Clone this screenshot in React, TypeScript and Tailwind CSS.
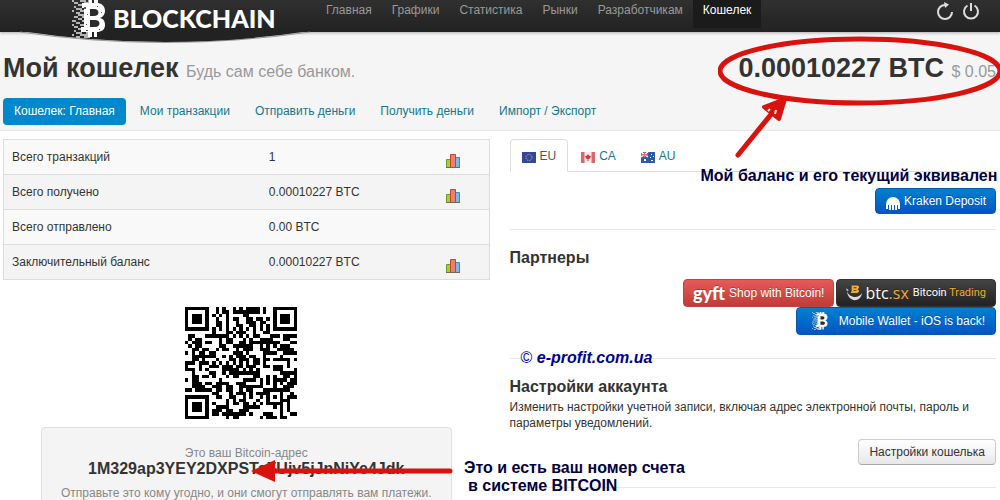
import type { ReactNode } from 'react'
import { clsx } from 'clsx'

const navItems = ['Главная', 'Графики', 'Статистика', 'Рынки', 'Разработчикам', 'Кошелек']
const walletTabs = ['Кошелек: Главная', 'Мои транзакции', 'Отправить деньги', 'Получить деньги', 'Импорт / Экспорт']

const summaryRows = [
  { label: 'Всего транзакций', value: '1', chart: true },
  { label: 'Всего получено', value: '0.00010227 BTC', chart: true },
  { label: 'Всего отправлено', value: '0.00 BTC', chart: false },
  { label: 'Заключительный баланс', value: '0.00010227 BTC', chart: true },
]

const QR_SIZE = 33

function inFinder(x: number, y: number, left: number, top: number) {
  return x >= left - 1 && x <= left + 7 && y >= top - 1 && y <= top + 7
}

function ring(x: number, y: number, cx: number, cy: number) {
  return Math.max(Math.abs(x - cx), Math.abs(y - cy))
}

function isDark(x: number, y: number) {
  const corners = [[0, 0], [QR_SIZE - 7, 0], [0, QR_SIZE - 7]]
  for (const [left, top] of corners) {
    if (inFinder(x, y, left, top)) {
      const r = ring(x, y, left + 3, top + 3)
      return r !== 2 && r !== 4
    }
  }
  const align = ring(x, y, 26, 26)
  if (align <= 2) return align !== 1
  if (x === 6 || y === 6) return (x + y) % 2 === 0
  let n = (x * 374761393 + y * 668265263 + 91) | 0
  n = Math.imul(n ^ (n >>> 13), 1274126177)
  return ((n ^ (n >>> 16)) & 255) < 132
}

function QrCode() {
  let d = ''
  for (let y = 0; y < QR_SIZE; y++) {
    for (let x = 0; x < QR_SIZE; x++) {
      if (isDark(x, y)) d += `M${x} ${y}h1v1h-1z`
    }
  }
  return (
    <svg viewBox="0 0 33 33" className="mx-auto h-28 w-28" shapeRendering="crispEdges" role="img" aria-label="QR">
      <path d={d} fill="#000" />
    </svg>
  )
}

function PixelB({ className }: { className?: string }) {
  const dots = []
  for (let y = 0; y < 19; y++) {
    for (let x = 0; x < 9; x++) {
      const n = Math.imul(x * 7919 + y * 104729 + 13, 2654435761) >>> 16
      if ((n & 15) < 5 + x) dots.push(`M${x * 2} ${y * 2}h2v2h-2z`)
    }
  }
  return (
    <svg viewBox="0 0 34 38" className={className} aria-hidden="true">
      <path d={dots.join('')} fill="#d8d8d8" opacity=".8" />
      <path d="M10 3h7V0h3v3h2V0h4v3c5 1 7 4 7 8 0 3-2 6-5 7 4 1 5 4 5 7 0 5-4 7-8 7v5h-3v-5h-2v5h-4v-5H9v-5h3V8h-2z" fill="#fff" />
      <path d="M18 9h4c6 0 6 7 0 7h-4zM18 20h5c6 0 6 7 0 7h-5z" fill="#2b2b2b" />
      <path d="M12 7h2v2h-2zM29 12h1v1h-1zM14 30h2v1h-2zM27 29h1v1h-1zM15 14h1v1h-1zM14 24h1v1h-1zM25 6h1v1h-1z" fill="#555" />
    </svg>
  )
}

function ChartIcon() {
  return (
    <svg viewBox="0 0 14 14" className="h-[14px] w-[14px]" aria-hidden="true">
      <path d="M.5 5.5h4v8h-4z" fill="#a6ce39" stroke="#6f9a1c" />
      <path d="M9.5 3.5h4v10h-4z" fill="#7db8e8" stroke="#4a86bd" />
      <path d="M4.5.5h5v13h-5z" fill="#ee7f68" stroke="#bf4433" />
      <path d="M0 13h14v1H0z" fill="#776655" />
    </svg>
  )
}

function Flag({ code }: { code: string }) {
  return (
    <svg viewBox="0 0 14 11" className="mt-[3px] h-[11px] w-[14px]" aria-hidden="true">
      {code === 'EU' && (
        <>
          <path d="M0 0h14v11H0z" fill="#33459c" />
          <circle cx="7" cy="5.5" r="3" fill="none" stroke="#c8c46a" strokeDasharray="1 .9" />
        </>
      )}
      {code === 'CA' && (
        <>
          <path d="M0 0h14v11H0z" fill="#f3eeee" />
          <path d="M0 0h3.5v11H0zM10.5 0H14v11h-3.5z" fill="#d9686a" />
          <path d="M7 2l1 1.5L10 4 9 6.5 7.5 7v2h-1V7L5 6.5 4 4l2-.5z" fill="#d4383a" />
        </>
      )}
      {code === 'AU' && (
        <>
          <path d="M0 0h14v11H0z" fill="#2c5aa8" />
          <path d="M0 0l7 5M7 0L0 5" stroke="#fff" strokeWidth="1.5" />
          <path d="M3.5 0v5.5M0 2.8h7" stroke="#e46a6a" strokeWidth="1.2" />
          <path d="M3 7h2v2H3zM10 2h1v1h-1zM12 4h1v1h-1zM9 5h1v1H9zM10 8h2v1h-2z" fill="#fff" />
        </>
      )}
    </svg>
  )
}

function PartnerButton({ className, children }: { className: string; children: ReactNode }) {
  return (
    <button type="button" className={clsx('flex items-center whitespace-nowrap rounded border text-[12px] text-white [text-shadow:0_-1px_0_rgba(0,0,0,0.25)]', className)}>
      {children}
    </button>
  )
}

function Header() {
  return (
    <header className="relative z-10 h-8 bg-gradient-to-b from-[#303030] to-[#222] shadow-[0_1px_3px_rgba(0,0,0,0.3)]">
      <svg viewBox="0 0 290 13" className="absolute left-5 top-[31px] h-[13px] w-[290px]" aria-hidden="true">
        <path d="M0 1Q145 22 290 1" fill="none" stroke="#999" strokeWidth="1" />
        <path d="M0 0Q145 22 290 0z" fill="#222" />
      </svg>
      <a href="#" className="absolute left-[72px] top-0 flex text-white" aria-label="Blockchain">
        <PixelB className="h-[38px] w-[34px]" />
        <span className="ml-[7px] mt-1 font-[Lato] text-[25px] font-black leading-7">BLOCKCHAIN</span>
      </a>
      <nav className="flex pl-[316px] text-[12px] leading-5 text-[#999]">
        {navItems.map((item) => (
          <a key={item} href="#" className={clsx('h-7 px-[10px]', item === 'Кошелек' && 'bg-[#1b1b1b] text-white')}>
            {item}
          </a>
        ))}
      </nav>
      <div className="absolute right-5 top-[2px] flex gap-2 text-[#ddd]">
        <button type="button" aria-label="Обновить">
          <svg viewBox="0 0 18 18" className="h-[18px] w-[18px]" fill="none" stroke="currentColor" strokeWidth="2">
            <path d="M9 3a7 7 0 1 0 7 7" />
            <path d="M8 0l5 2.5L9 6z" fill="currentColor" stroke="none" />
          </svg>
        </button>
        <button type="button" aria-label="Выйти">
          <svg viewBox="0 0 18 18" className="h-[18px] w-[18px]" fill="none" stroke="currentColor" strokeWidth="2">
            <path d="M5.5 3.5a7 7 0 1 0 7 0M9 1v8" />
          </svg>
        </button>
      </div>
    </header>
  )
}

function WalletHead() {
  return (
    <section className="border-b border-[#e5e5e5] bg-[#f5f5f5] pb-[5px] pl-[3px] pr-1 pt-[18px]">
      <div className="flex items-baseline justify-between">
        <h1 className="text-[27px] font-bold leading-[37px]">
          Мой кошелек <small className="text-[16px] font-normal text-[#999]">Будь сам себе банком.</small>
        </h1>
        <div className="relative text-[27px] font-bold leading-[37px]">
          0.00010227 BTC <small className="text-[16px] font-normal text-[#999]">$ 0.05</small>
          <svg viewBox="0 0 286 124" className="absolute -right-2 -top-[14px] h-[124px] w-[286px] max-w-none" fill="none" stroke="#d8120c" aria-hidden="true">
            <ellipse cx="142" cy="35" rx="140" ry="32" strokeWidth="5" />
            <path d="M20 119L55 76" strokeWidth="5" strokeLinecap="round" />
            <path d="M46 71l21-8-6 20z" fill="#d8120c" strokeWidth="4" strokeLinejoin="round" />
            <path d="M52 73l-2 2M58 74l-1 4" stroke="#f5f5f5" strokeWidth="2" />
          </svg>
        </div>
      </div>
      <nav className="mt-2 flex gap-[3px] text-[12px] leading-[27px] text-[#16778f]">
        {walletTabs.map((tab, i) => (
          <a key={tab} href="#" className={clsx('rounded px-[11px]', i === 0 && 'bg-[#0088cc] text-white')}>
            {tab}
          </a>
        ))}
      </nav>
    </section>
  )
}

function Summary() {
  return (
    <div>
      <table className="w-full border border-[#ddd] text-[12px]">
        <tbody>
          {summaryRows.map((row, i) => (
            <tr key={row.label} className={clsx('h-[35px] border-t border-[#ddd]', i % 2 ? 'bg-[#f4f4f4]' : 'bg-[#f9f9f9]')}>
              <th scope="row" className="w-[53%] px-2 text-left font-normal">{row.label}</th>
              <td className="px-2">{row.value}</td>
              <td className="w-[51px] px-2 pt-2">{row.chart && <ChartIcon />}</td>
            </tr>
          ))}
        </tbody>
      </table>
      <div className="mt-[27px] pr-[10px]">
        <QrCode />
      </div>
      <div className="relative mx-[38px] mt-2 rounded border border-[#e0e0e0] bg-[#f4f4f4] pb-5 pt-[17px] text-center text-[12px] leading-4 text-[#888]">
        <p>Это ваш Bitcoin-адрес</p>
        <p className="text-[16px] font-bold text-[#333]">1M329ap3YEY2DXPSTaFUjv5jJnNiYe4Jdk</p>
        <p className="mt-2 whitespace-nowrap">Отправьте это кому угодно, и они смогут отправлять вам платежи.</p>
        <svg viewBox="0 0 202 24" className="absolute -right-[2px] top-[31px] h-6 w-[202px]" aria-hidden="true">
          <path d="M20 12h179" stroke="#d8120c" strokeWidth="5" strokeLinecap="round" />
          <path d="M0 12L24 1v22z" fill="#d8120c" />
        </svg>
        <p className="absolute left-[422px] top-[31px] whitespace-nowrap text-left text-[16px] font-bold leading-[18px] text-[#000040]">
          Это и есть ваш номер счета
          <br />
          <span className="pl-1">в системе BITCOIN</span>
        </p>
      </div>
    </div>
  )
}

function Services() {
  return (
    <div>
      <div className="relative flex gap-px border-b border-[#ddd] text-[12px] text-[#16778f]">
        {['EU', 'CA', 'AU'].map((code) => (
          <a
            key={code}
            href="#"
            className={clsx(
              '-mb-px flex h-[33px] items-center gap-1 rounded-t border px-[11px]',
              code === 'EU' ? 'border-[#ddd] border-b-white bg-white text-[#555]' : 'border-transparent',
            )}
          >
            <Flag code={code} />
            {code}
          </a>
        ))}
        <p className="absolute left-[191px] top-7 whitespace-nowrap text-[16px] font-bold leading-[18px] text-[#000040]">
          Мой баланс и его текущий эквивален
        </p>
      </div>
      <div className="mt-4 flex justify-end">
        <PartnerButton className="h-[26px] gap-[3px] border-[#0459ae] bg-gradient-to-b from-[#0480cf] to-[#0455c4] px-[9px]">
          <svg viewBox="0 0 16 13" className="mt-1 h-[13px] w-4" fill="#fff" aria-hidden="true">
            <path d="M1 12V7a7 7 0 0 1 14 0v5h-2V8h-1v5h-2V8H9v5H7V8H6v5H4V8H3v4z" />
          </svg>
          Kraken Deposit
        </PartnerButton>
      </div>
      <hr className="mt-[15px] border-[#e8e8e8]" />
      <h3 className="mt-4 text-[16px] font-bold leading-6">Партнеры</h3>
      <div className="mt-[9px] flex flex-wrap justify-end gap-x-[2px]">
        <PartnerButton className="h-7 gap-1 border-[#b94744] bg-gradient-to-b from-[#e65a57] to-[#c03c38] px-[9px]">
          <span className="font-[Lato] text-[18px] font-black leading-5">gyft</span>
          Shop with Bitcoin!
        </PartnerButton>
        <PartnerButton className="h-7 border-[#333] bg-gradient-to-b from-[#444] to-[#222] px-[9px]">
          <svg viewBox="0 0 18 18" className="h-[18px] w-[17px]" aria-hidden="true">
            <path d="M6 1h6c3 1 2 3 0 4 3 1 2 4-1 4H5l1-2V3z" fill="#f0ad2c" />
            <path d="M8 3h3v1H8zM8 6h3v1H8z" fill="#333" />
            <path d="M1 7c2 7 12 9 16 2-2 11-15 10-16-2zM0 4l3 2-2 1z" fill="#ddd" />
          </svg>
          <span className="ml-[2px] font-['Open_Sans'] text-[16px] leading-6">btc<span className="text-[#f0ad2c]">.sx</span></span>
          <span className="ml-1 font-[Roboto] text-[11px]">Bitcoin <span className="text-[#f0ad2c]">Trading</span></span>
        </PartnerButton>
        <PartnerButton className="h-7 gap-[11px] border-[#0459ae] bg-gradient-to-b from-[#0480cf] to-[#0455c4] pl-[15px] pr-[10px]">
          <PixelB className="h-[18px] w-4" />
          Mobile Wallet - iOS is back!
        </PartnerButton>
      </div>
      <div className="relative mt-[23px]">
        <hr className="border-[#e8e8e8]" />
        <p className="absolute -top-[10px] left-[11px] bg-white text-[16px] font-bold italic leading-5 text-[#000090]">
          <span className="font-normal not-italic">©</span> e-profit.com.ua
        </p>
      </div>
      <h3 className="mt-4 text-[16px] font-bold leading-6">Настройки аккаунта</h3>
      <p className="text-[12px] leading-4">
        Изменить настройки учетной записи, включая адрес электронной почты, пароль и параметры уведомлений.
      </p>
      <div className="mt-2 flex justify-end">
        <button type="button" className="h-[26px] rounded border border-[#ccc] border-b-[#aaa] bg-gradient-to-b from-white to-[#e8e8e8] px-[10px] text-[12px]">
          Настройки кошелька
        </button>
      </div>
      <hr className="mt-[22px] border-[#e8e8e8]" />
    </div>
  )
}

export default function App() {
  return (
    <div className="h-screen overflow-hidden bg-white font-['Liberation_Sans',Arial,sans-serif] text-[#333]">
      <Header />
      <WalletHead />
      <main className="grid grid-cols-2 gap-5 pl-[3px] pr-1 pt-2">
        <Summary />
        <Services />
      </main>
    </div>
  )
}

§ **Challenge**: Starting at the top of the listing above, please restate word for word each line up to and including the one that holds "const QR_SIZE = 33", omitting every image.

§ **Completed exercise**:
Clone this screenshot in React, TypeScript and Tailwind CSS.
import type { ReactNode } from 'react'
import { clsx } from 'clsx'

const navItems = ['Главная', 'Графики', 'Статистика', 'Рынки', 'Разработчикам', 'Кошелек']
const walletTabs = ['Кошелек: Главная', 'Мои транзакции', 'Отправить деньги', 'Получить деньги', 'Импорт / Экспорт']

const summaryRows = [
  { label: 'Всего транзакций', value: '1', chart: true },
  { label: 'Всего получено', value: '0.00010227 BTC', chart: true },
  { label: 'Всего отправлено', value: '0.00 BTC', chart: false },
  { label: 'Заключительный баланс', value: '0.00010227 BTC', chart: true },
]

const QR_SIZE = 33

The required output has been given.